“Wastewater management presents a challenging dilemma that if not addressed in the design stages can impact a vessel’s operational flexibility,” ACO Marine’s managing director Mark Beavis told delegates yesterday (Wednesday) at a Royal Institution of Naval Architects conference.
Providing an overview of the technical challenges faced when designing and building systems for prestigious projects, such as mega yachts, offshore and naval vessels, Mr Beavis said that while water treatment is a ‘mission critical’ component to operations, it is, in reality, “an afterthought” for naval architects involved in the design and construction of arguably the world’s most prestigious and innovative vessels.
“Many systems onboard can technically malfunction without passengers and staff ever noticing…but if the wastewater system associated with the bathrooms and toilets fail, it will not go unnoticed by the owner and guests. Similarly, if the treatment process is incorrectly specified. a process overload or even breakdown could result in pollution and environmental breaches often attracting hefty fines and, in extreme cases, criminal proceedings against the crew and owner of the vessel,” he said.
Wastewater treatment aboard prestigious projects, such as mega yachts like Topaz, should be addressed at the design stage, says ACO Marine’s Mark Beavis
Speaking at RINA’s Design & Construction of Super & Mega Yachts conference, in Genoa, Italy, Mr Beavis emphasised the importance of not just the treatment aspect of the problem, but to consider wastewater treatment from a “whole ship” perspective.
“To understand what wastewater is being produced where, in what quantities, at what frequency and how it will be stored and transferred around the vessel prior to, and after, treatment, is crucial to not only meeting stringent wastewater requirements, but also to optimising the operational performance of the vessel.”
Going on to explore the impact of IMO MEPC 227 (64), the revised wastewater discharge rules that entered into force in January 2016, he said: “Given the increasing trend for expedition-type yachting in ecologically sensitive areas such as the Baltic, the new regulation will make some existing plant incompatible as MEPC 227(64) changes both discharge requirements and test protocols.
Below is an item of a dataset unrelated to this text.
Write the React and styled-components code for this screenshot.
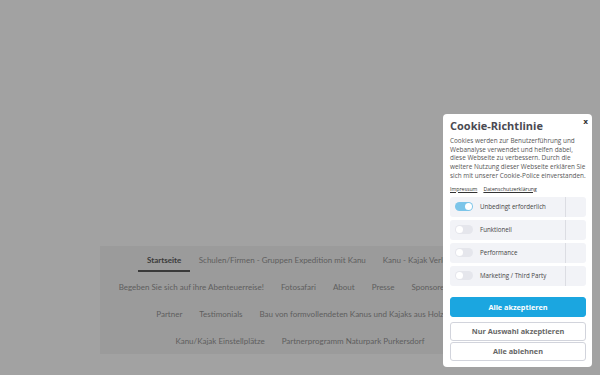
import React from 'react';
import styled, { createGlobalStyle } from 'styled-components';

const GlobalStyle = createGlobalStyle`
  html, body {
    margin: 0;
    padding: 0;
    background: #a2a2a2;
  }
  * {
    box-sizing: border-box;
  }
`;

const Page = styled.div`
  width: 600px;
  height: 375px;
  position: relative;
  overflow: hidden;
  background: #a2a2a2;
  padding-top: 246px;
`;

const Nav = styled.nav`
  width: 400px;
  margin: 0 auto;
  background: #9b9b9b;
  display: flex;
  flex-wrap: wrap;
  justify-content: center;
  font-family: "Lato", "Liberation Sans", sans-serif;
  font-size: 8px;
`;

const NavItem = styled.a`
  position: relative;
  height: 27px;
  padding: 0 ${p => (p.active ? '9px' : '8.5px')};
  display: flex;
  align-items: center;
  white-space: nowrap;
  color: ${p => (p.active ? '#3a3a3a' : '#5e5e5e')};
  font-weight: ${p => (p.active ? 700 : 400)};

  &:after {
    content: "";
    display: ${p => (p.active ? 'block' : 'none')};
    position: absolute;
    left: 0;
    right: 0;
    bottom: 1px;
    height: 2px;
    background: #3a3a3a;
  }
`;

const Modal = styled.div`
  position: absolute;
  left: 443px;
  top: 114px;
  width: 149px;
  height: 253px;
  background: #fff;
  border-radius: 4px;
  padding: 5px 6px 0 7px;
  font-family: "Open Sans", "DejaVu Sans", sans-serif;
  display: flex;
  flex-direction: column;
`;

const Close = styled.span`
  position: absolute;
  top: 3px;
  right: 4px;
  font-family: "DejaVu Sans", sans-serif;
  font-size: 7.5px;
  font-weight: 700;
  color: #333;
`;

const Title = styled.h2`
  margin: 0;
  font-size: 11px;
  font-weight: 700;
  color: #4a4a52;
  line-height: 14px;
`;

const Text = styled.p`
  margin: 4px 0 0;
  font-size: 6.4px;
  line-height: 8.7px;
  color: #555;
`;

const Links = styled.div`
  margin-top: 4px;
  display: flex;
  gap: 6px;
  font-size: 5.2px;
  color: #333;
`;

const Link = styled.a`
  text-decoration: underline;
`;

const Options = styled.div`
  margin-top: 4px;
  display: flex;
  flex-direction: column;
  gap: 3px;
`;

const Option = styled.div`
  height: 20px;
  display: flex;
  align-items: center;
  background: #f2f3f7;
  border-radius: 3px;
  padding-left: 5px;
  font-size: 6.2px;
  color: #444;
`;

const Toggle = styled.span`
  position: relative;
  width: 18px;
  height: 9px;
  border-radius: 5px;
  background: ${p => (p.on ? '#7cc5e9' : '#e5e6ec')};
  margin-right: 7px;
  flex: none;

  &:after {
    content: "";
    position: absolute;
    top: 1px;
    left: ${p => (p.on ? '10px' : '1px')};
    width: 7px;
    height: 7px;
    border-radius: 50%;
    background: #fff;
  }
`;

const Label = styled.span`
  flex: 1;
`;

const Divider = styled.span`
  width: 1px;
  align-self: stretch;
  background: #dcdde3;
  margin-right: 20px;
`;

const Buttons = styled.div`
  margin-top: 11px;
  display: flex;
  flex-direction: column;
`;

const Button = styled.button`
  height: ${p => (p.primary ? '20px' : '19px')};
  margin-bottom: ${p => (p.primary ? '5px' : '1px')};
  border-radius: 3px;
  border: 1px solid ${p => (p.primary ? '#1ba6e0' : '#d2d4dc')};
  background: ${p => (p.primary ? '#1ba6e0' : '#fff')};
  color: ${p => (p.primary ? '#fff' : '#666')};
  font-family: "Open Sans", "DejaVu Sans", sans-serif;
  font-size: 7.3px;
  font-weight: 700;
  padding: 0;
  cursor: pointer;
`;

const menu = [
  'Schulen/Firmen - Gruppen Expedition mit Kanu',
  'Kanu - Kajak Verleih',
  'Begeben Sie sich auf ihre Abenteuerreise!',
  'Fotosafari',
  'About',
  'Presse',
  'Sponsoren',
  'Blog',
  'Partner',
  'Testimonials',
  'Bau von formvollendeten Kanus und Kajaks aus Holz',
  'Kanu/Kajak Einstellplätze',
  'Partnerprogramm Naturpark Purkersdorf',
];

const options = [
  { label: 'Unbedingt erforderlich', on: true },
  { label: 'Funktionell' },
  { label: 'Performance' },
  { label: 'Marketing / Third Party' },
];

export default function App() {
  return (
    <Page>
      <GlobalStyle />
      <Nav>
        <NavItem active>Startseite</NavItem>
        {menu.map(item => (
          <NavItem key={item}>{item}</NavItem>
        ))}
      </Nav>
      <Modal>
        <Close>x</Close>
        <Title>Cookie-Richtlinie</Title>
        <Text>
          Cookies werden zur Benutzerführung und Webanalyse verwendet und helfen dabei,
          diese Webseite zu verbessern. Durch die weitere Nutzung dieser Webseite erklären Sie
          sich mit unserer Cookie-Police einverstanden.
        </Text>
        <Links>
          <Link>Impressum</Link>
          <Link>Datenschutzerklärung</Link>
        </Links>
        <Options>
          {options.map(o => (
            <Option key={o.label}>
              <Toggle on={o.on} />
              <Label>{o.label}</Label>
              <Divider />
            </Option>
          ))}
        </Options>
        <Buttons>
          <Button primary>Alle akzeptieren</Button>
          <Button>Nur Auswahl akzeptieren</Button>
          <Button>Alle ablehnen</Button>
        </Buttons>
      </Modal>
    </Page>
  );
}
It has the specific aim of reducing nitrogen and phosphorous from passenger vessel treated water discharges, preventing the acceleration of nitrification of the seas.
“For PYC vessels (with more than 12 passengers) the Section 4.2 of the revision specifically prohibits black (sewage) water discharge into the Baltic Sea special area, with the exception of vessels equipped with a type-approved wastewater treatment system that meets effluent discharge requirements of less than 10mg/l of Nitrogen and less than 1.0mg/l of Phosphorous.”
He revealed that a survey carried out in 2012 concluded that “a significant number of treatment systems did not meet the existing standards, due to improper use of detergent, a lack of maintenance, or simply because operators failed to follow the plant manufacturer’s operating instructions”.
“Many technologies in use on larger yachts have, until now, used technologies that depend on dilution and chemical sterilisation to achieve permitted effluent standard,” he said, adding that this is largely due to the smaller footprint and capital expenditure of these systems. “But dilution is not a solution to pollution; it is not treating the waste, only reshaping it.”
Commenting on the membrane and biological treatment technologies inherent to the company’s Maripur NF and Clarimar MF treatment units, Mr Beavis revealed that ACO Marine is nearing the commercial launch of a new, enhanced biological system for yachts in the LY3 category.
“The Clairmar LY3 offers a simpler and more cost-effective solution for yachts with no more than 12 passengers and where compliance with Section 4.2 Nitrogen and Phosphorous removal is not required. This type of system is fast becoming the industry standard for the 50m plus yacht and recognised as a viable and practical alternative to physical chemical and dilution technologies.
“Although larger than their chemical counterparts, they usually do not require use of ship’s buffering tanks and so the overall space requirement for the whole system is comparable in overall system size.”